More Reason For Tom To Go
Here's a transcript from Tom Fiedler's interview on the Newshour with Jim Lehrer (via Romenesko) about the Miami Herald's doing nothing after receiving some of the damning Mark Foley e-mail exchanges with a teen Congressional page months ago. Here's a telling quote:
"But, again, in the context in which we received it and in which we were looking at it, it seemed although perhaps disquieting -- or to use Speaker Hastert's phrase, it appeared overly friendly -- it certainly wasn't so overtly sexual in nature
that I think you would immediately connect it to pedophilia."
Fiedler is falling back on Denny Hastert just as Hastert is using the do-nothing newspapers as an excuse for himself. Anybody but an editor for a major corporate newspaper could have looked at that first set of e-mails and seen that Foley, who was known to be gay, was was trolling for the boy. The proof is in the way the story spread like wildfire after Brian Ross reported only that first set of e-mails that the Herald and St. Pete Times were given.
But Fiedler knew it would be a huge story -- and that, ironically, is one reason he held it:
"... I'm not proud to say this -- but we felt that the story was of such a potentially explosive nature of the kind that would have created a stain had Congressman Foley been innocent that we thought it best not to pursue it unless something further developed."
At least he's not proud. Don't let the people decide, just censor the informati0n, which was clearly a news story (Fiedler admits that his newspaper knew the page board was aware of Foley's e-mails and had "cautioned" the congressman about them).
Why? Why did the newspaper protect Foley from being "stained"? More from Fiedler:
"... we probably erred on the side of giving the benefit of the doubt to Congressman Foley, perhaps because our relationship with Congressman Foley, going back many years, had always been a very open one, probably, in fact, a fairly positive one."

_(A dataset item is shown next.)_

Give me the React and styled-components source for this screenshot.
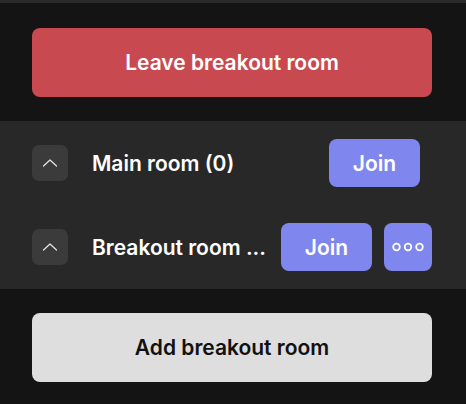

Open? In what way? In the way that Foley agreed not to be open about his sexuality even as he was a prominent member of a political party that openly disparaged and verbally bashed gays and lesbians? In the way that he called newspapers' asking about his sexual identity "revolting"? This is a bizarre explanation ... and scary ... and more reason for Fiedler to step down. Today.
But I will say this: The interview, ironically, is also evidence of the fact that Fiedler is a good man when he's not got the corporate strings pushing and pulling him. This is as honest an interview as you're going to read about a major breakdown in journalistic judgment from a metro daily.